# [Dataset rows]
_ _ _ _ _

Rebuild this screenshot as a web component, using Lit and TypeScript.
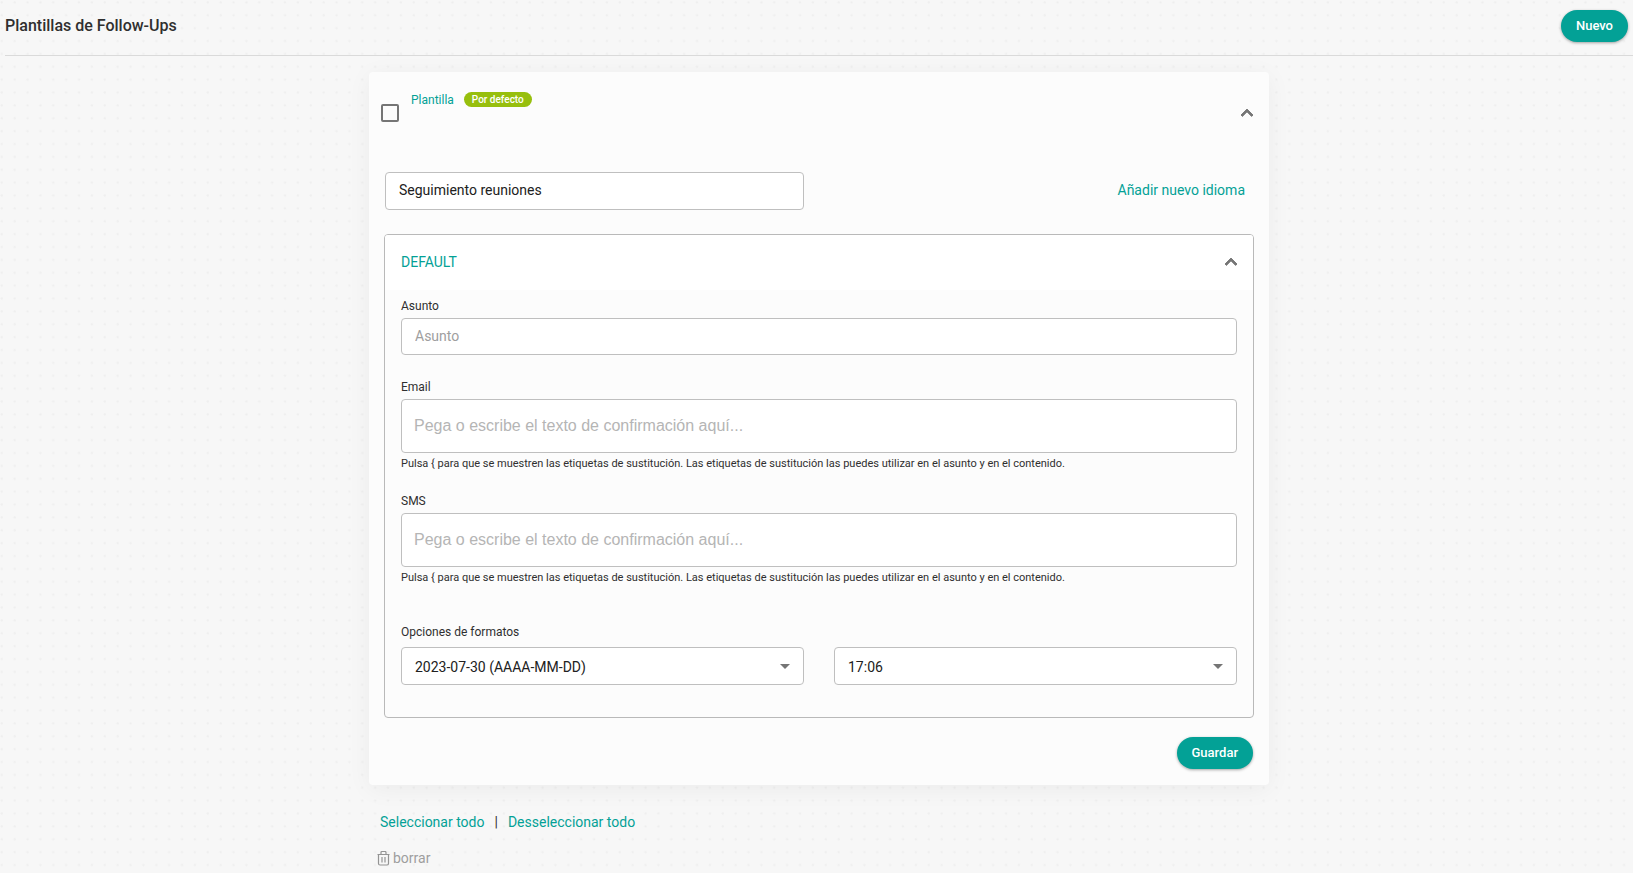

_ _ _ _ _

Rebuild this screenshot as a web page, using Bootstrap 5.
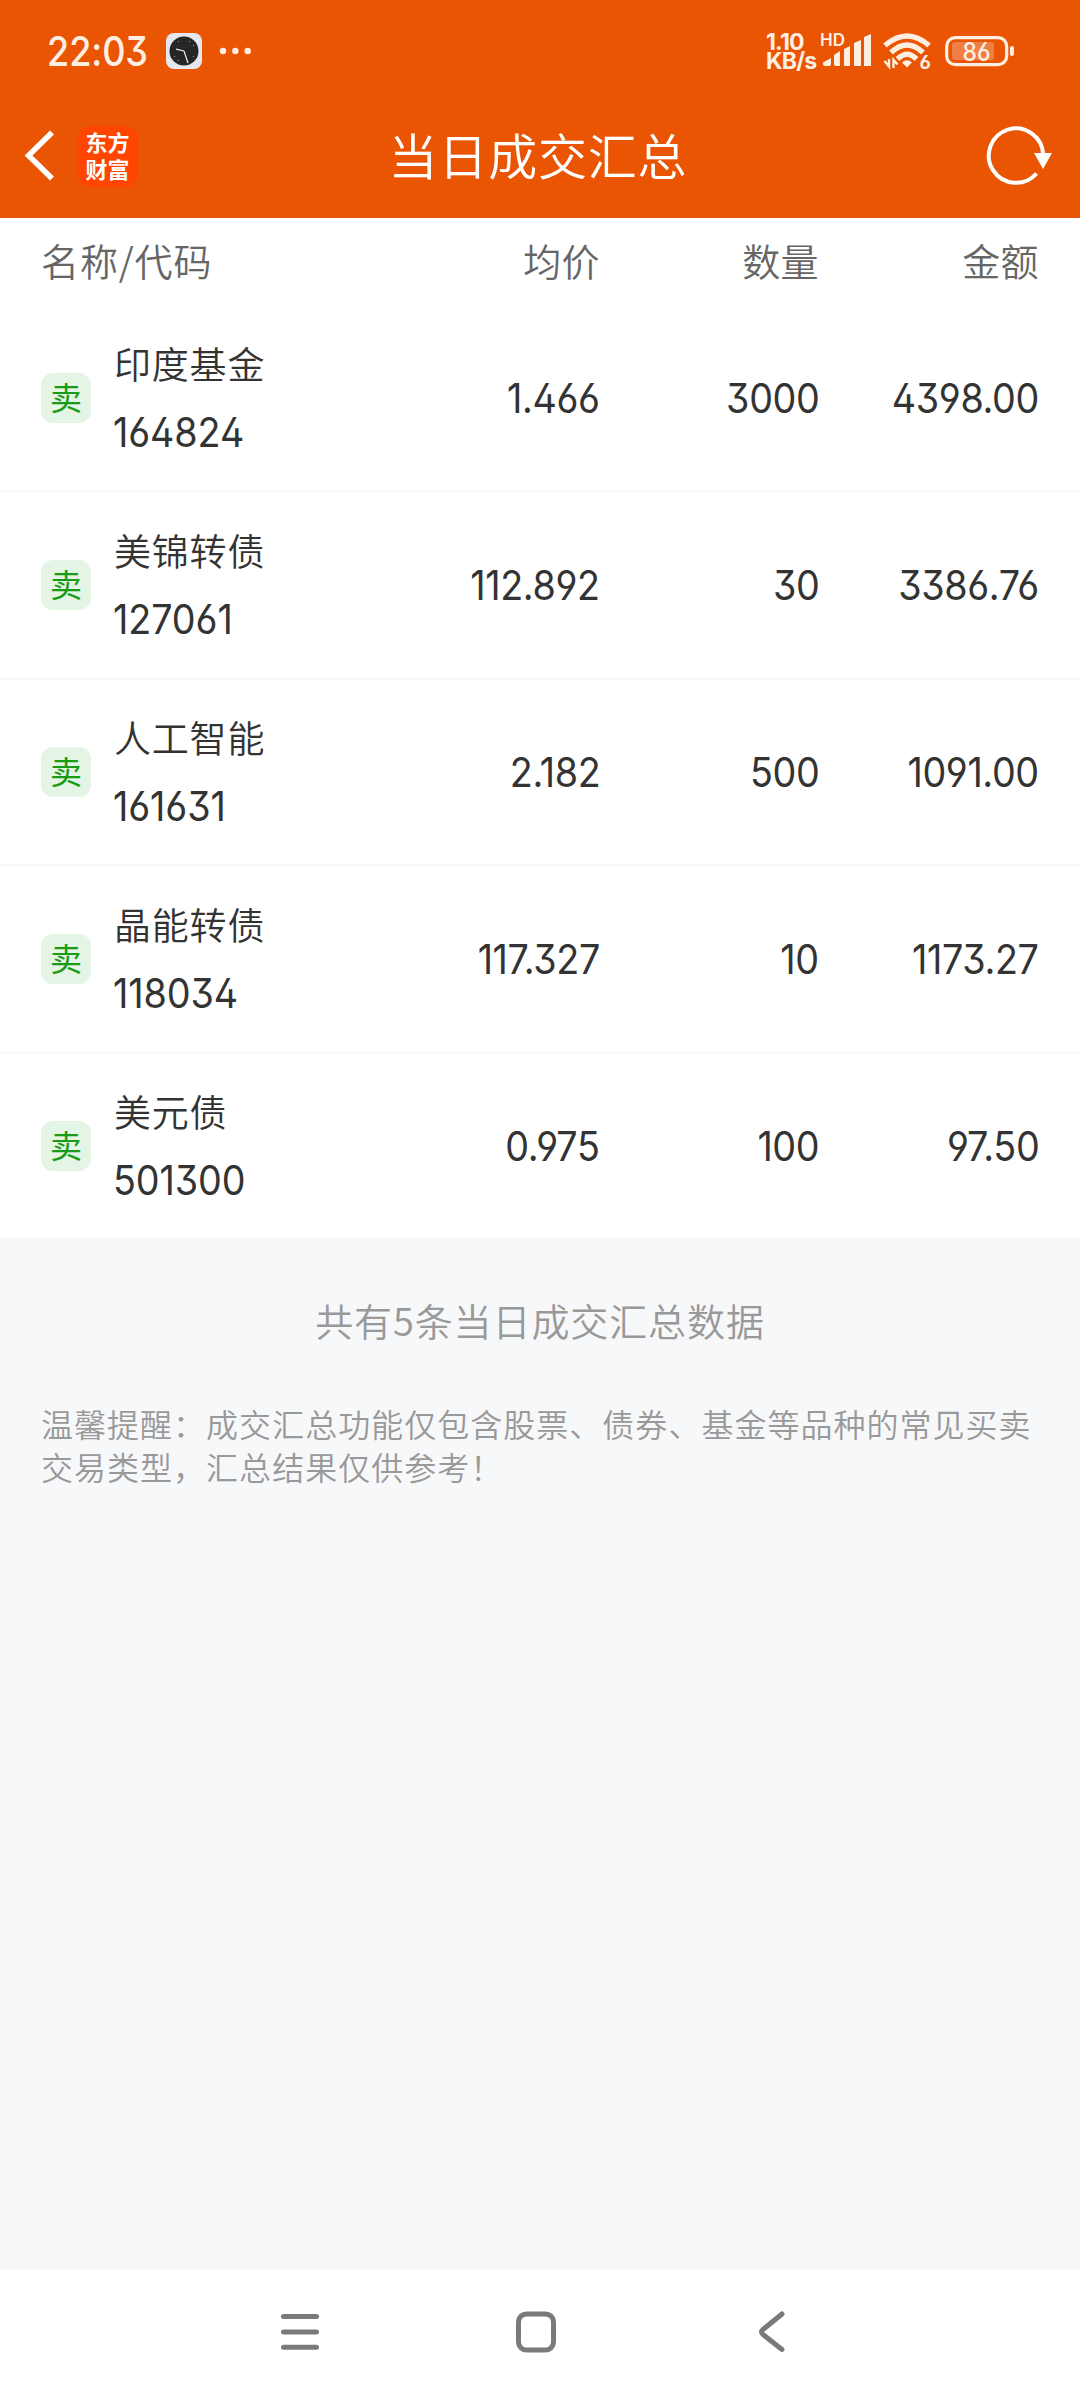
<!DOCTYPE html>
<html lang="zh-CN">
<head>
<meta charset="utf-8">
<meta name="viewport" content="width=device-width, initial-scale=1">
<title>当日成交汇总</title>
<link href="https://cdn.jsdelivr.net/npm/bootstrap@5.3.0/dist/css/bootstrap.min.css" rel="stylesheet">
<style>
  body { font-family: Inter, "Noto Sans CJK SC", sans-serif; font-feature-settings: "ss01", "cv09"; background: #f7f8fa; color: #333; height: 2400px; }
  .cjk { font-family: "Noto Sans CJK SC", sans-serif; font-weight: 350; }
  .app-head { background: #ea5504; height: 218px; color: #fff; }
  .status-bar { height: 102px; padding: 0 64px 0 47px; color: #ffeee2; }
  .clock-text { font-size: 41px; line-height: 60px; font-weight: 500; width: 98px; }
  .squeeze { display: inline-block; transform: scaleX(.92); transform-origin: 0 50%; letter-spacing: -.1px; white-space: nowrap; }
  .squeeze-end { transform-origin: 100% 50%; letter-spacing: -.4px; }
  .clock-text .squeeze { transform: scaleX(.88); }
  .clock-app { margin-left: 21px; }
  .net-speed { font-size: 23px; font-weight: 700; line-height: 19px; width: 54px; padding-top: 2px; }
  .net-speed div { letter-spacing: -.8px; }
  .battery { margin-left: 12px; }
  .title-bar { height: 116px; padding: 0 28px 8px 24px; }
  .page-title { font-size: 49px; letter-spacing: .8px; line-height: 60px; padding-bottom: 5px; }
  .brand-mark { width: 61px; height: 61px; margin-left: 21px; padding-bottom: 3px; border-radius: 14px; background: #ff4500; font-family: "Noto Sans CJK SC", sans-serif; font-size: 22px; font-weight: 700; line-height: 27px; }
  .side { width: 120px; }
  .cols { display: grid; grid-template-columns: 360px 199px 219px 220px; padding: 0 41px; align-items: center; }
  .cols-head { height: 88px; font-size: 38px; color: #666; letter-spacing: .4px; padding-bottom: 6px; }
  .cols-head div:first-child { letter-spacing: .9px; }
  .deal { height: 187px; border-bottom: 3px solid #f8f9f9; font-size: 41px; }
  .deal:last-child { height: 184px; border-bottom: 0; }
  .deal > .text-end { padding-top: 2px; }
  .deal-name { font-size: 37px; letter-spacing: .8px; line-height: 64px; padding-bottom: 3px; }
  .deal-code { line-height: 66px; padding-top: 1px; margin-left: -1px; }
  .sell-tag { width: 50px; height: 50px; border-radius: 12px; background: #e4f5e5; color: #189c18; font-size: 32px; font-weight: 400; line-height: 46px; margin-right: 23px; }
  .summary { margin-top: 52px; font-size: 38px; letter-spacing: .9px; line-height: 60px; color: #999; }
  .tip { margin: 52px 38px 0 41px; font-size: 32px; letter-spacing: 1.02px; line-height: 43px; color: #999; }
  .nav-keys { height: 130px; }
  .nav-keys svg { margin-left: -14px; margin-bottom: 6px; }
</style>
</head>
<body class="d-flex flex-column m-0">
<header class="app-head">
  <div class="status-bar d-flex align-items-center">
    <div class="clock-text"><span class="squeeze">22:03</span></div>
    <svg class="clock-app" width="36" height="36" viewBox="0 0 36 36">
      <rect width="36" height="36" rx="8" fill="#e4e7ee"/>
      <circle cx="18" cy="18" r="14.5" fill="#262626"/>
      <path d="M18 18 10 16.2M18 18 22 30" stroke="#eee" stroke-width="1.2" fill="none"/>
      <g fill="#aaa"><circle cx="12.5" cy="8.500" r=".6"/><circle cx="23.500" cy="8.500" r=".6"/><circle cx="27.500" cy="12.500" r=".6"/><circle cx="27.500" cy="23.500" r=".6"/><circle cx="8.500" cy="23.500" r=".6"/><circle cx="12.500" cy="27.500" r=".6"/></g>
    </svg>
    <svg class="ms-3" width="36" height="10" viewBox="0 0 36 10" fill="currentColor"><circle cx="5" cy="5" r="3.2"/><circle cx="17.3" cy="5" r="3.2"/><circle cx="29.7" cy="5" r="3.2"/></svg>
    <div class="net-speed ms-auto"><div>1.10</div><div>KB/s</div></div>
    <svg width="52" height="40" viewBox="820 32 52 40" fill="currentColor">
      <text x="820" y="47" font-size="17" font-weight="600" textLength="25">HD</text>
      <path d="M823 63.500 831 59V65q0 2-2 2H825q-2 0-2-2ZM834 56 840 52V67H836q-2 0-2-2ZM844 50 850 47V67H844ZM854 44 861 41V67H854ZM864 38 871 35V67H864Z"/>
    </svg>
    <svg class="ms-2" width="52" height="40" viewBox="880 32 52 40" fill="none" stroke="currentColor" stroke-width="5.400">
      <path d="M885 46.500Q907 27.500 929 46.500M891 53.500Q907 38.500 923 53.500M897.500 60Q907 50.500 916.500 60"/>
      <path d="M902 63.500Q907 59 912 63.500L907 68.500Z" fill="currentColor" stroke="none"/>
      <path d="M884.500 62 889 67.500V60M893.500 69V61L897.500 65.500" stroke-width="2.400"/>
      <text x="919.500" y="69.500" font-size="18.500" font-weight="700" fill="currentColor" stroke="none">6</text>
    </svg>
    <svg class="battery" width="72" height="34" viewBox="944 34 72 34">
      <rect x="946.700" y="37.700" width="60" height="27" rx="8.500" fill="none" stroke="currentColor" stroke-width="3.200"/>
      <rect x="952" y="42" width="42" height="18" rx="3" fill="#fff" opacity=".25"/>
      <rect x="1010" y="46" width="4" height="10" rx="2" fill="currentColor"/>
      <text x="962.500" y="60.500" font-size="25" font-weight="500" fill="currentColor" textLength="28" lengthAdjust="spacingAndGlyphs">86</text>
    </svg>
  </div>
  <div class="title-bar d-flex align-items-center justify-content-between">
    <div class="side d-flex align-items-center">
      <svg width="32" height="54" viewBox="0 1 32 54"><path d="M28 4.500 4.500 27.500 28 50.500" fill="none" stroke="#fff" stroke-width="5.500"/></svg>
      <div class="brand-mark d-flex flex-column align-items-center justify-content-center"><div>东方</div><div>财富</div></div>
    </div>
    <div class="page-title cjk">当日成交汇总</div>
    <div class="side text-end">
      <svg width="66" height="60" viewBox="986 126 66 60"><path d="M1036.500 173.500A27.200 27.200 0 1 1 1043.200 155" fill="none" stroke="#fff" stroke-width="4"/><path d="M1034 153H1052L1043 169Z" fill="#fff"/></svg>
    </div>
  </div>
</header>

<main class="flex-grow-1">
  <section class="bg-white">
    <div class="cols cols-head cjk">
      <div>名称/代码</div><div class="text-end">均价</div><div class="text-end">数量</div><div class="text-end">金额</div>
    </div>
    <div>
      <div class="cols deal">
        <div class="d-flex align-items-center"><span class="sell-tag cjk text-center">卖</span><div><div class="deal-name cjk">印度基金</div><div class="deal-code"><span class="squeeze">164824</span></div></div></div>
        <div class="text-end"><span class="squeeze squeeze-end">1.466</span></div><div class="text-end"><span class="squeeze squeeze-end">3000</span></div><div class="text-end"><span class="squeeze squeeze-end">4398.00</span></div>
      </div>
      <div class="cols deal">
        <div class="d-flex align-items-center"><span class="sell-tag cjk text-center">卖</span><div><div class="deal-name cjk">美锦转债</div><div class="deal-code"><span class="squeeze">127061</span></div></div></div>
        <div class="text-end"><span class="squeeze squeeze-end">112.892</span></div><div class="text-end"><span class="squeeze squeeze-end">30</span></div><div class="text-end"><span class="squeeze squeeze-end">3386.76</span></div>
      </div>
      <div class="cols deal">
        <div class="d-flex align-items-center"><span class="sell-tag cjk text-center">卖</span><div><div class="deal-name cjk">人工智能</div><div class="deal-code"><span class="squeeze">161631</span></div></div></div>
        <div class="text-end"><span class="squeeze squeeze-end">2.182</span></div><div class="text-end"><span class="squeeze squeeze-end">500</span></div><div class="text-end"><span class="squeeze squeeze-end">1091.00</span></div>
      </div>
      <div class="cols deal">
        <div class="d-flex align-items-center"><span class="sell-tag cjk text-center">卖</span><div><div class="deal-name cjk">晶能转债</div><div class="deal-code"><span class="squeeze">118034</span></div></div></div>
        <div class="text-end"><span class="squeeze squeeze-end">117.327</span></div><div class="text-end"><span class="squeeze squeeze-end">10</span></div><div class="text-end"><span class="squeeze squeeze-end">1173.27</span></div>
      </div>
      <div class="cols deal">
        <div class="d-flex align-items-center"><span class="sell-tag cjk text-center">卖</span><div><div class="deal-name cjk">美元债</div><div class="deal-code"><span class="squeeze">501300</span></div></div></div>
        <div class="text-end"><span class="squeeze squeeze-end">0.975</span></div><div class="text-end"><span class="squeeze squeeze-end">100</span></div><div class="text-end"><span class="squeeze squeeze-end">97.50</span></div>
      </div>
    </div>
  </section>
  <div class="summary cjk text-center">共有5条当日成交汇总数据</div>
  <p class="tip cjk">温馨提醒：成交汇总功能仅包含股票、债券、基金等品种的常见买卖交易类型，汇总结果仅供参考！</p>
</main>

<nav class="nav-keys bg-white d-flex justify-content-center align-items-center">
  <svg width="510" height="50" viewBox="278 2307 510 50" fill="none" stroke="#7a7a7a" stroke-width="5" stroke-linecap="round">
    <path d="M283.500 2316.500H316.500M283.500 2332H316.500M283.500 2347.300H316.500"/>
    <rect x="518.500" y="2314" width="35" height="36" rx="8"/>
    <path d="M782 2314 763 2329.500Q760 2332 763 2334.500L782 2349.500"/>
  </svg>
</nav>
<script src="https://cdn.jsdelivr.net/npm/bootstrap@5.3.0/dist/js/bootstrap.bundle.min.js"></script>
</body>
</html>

_ _ _ _ _

Each line holding the word "Rebuild" counts once; report the total and nothing else.

# [The solution]
2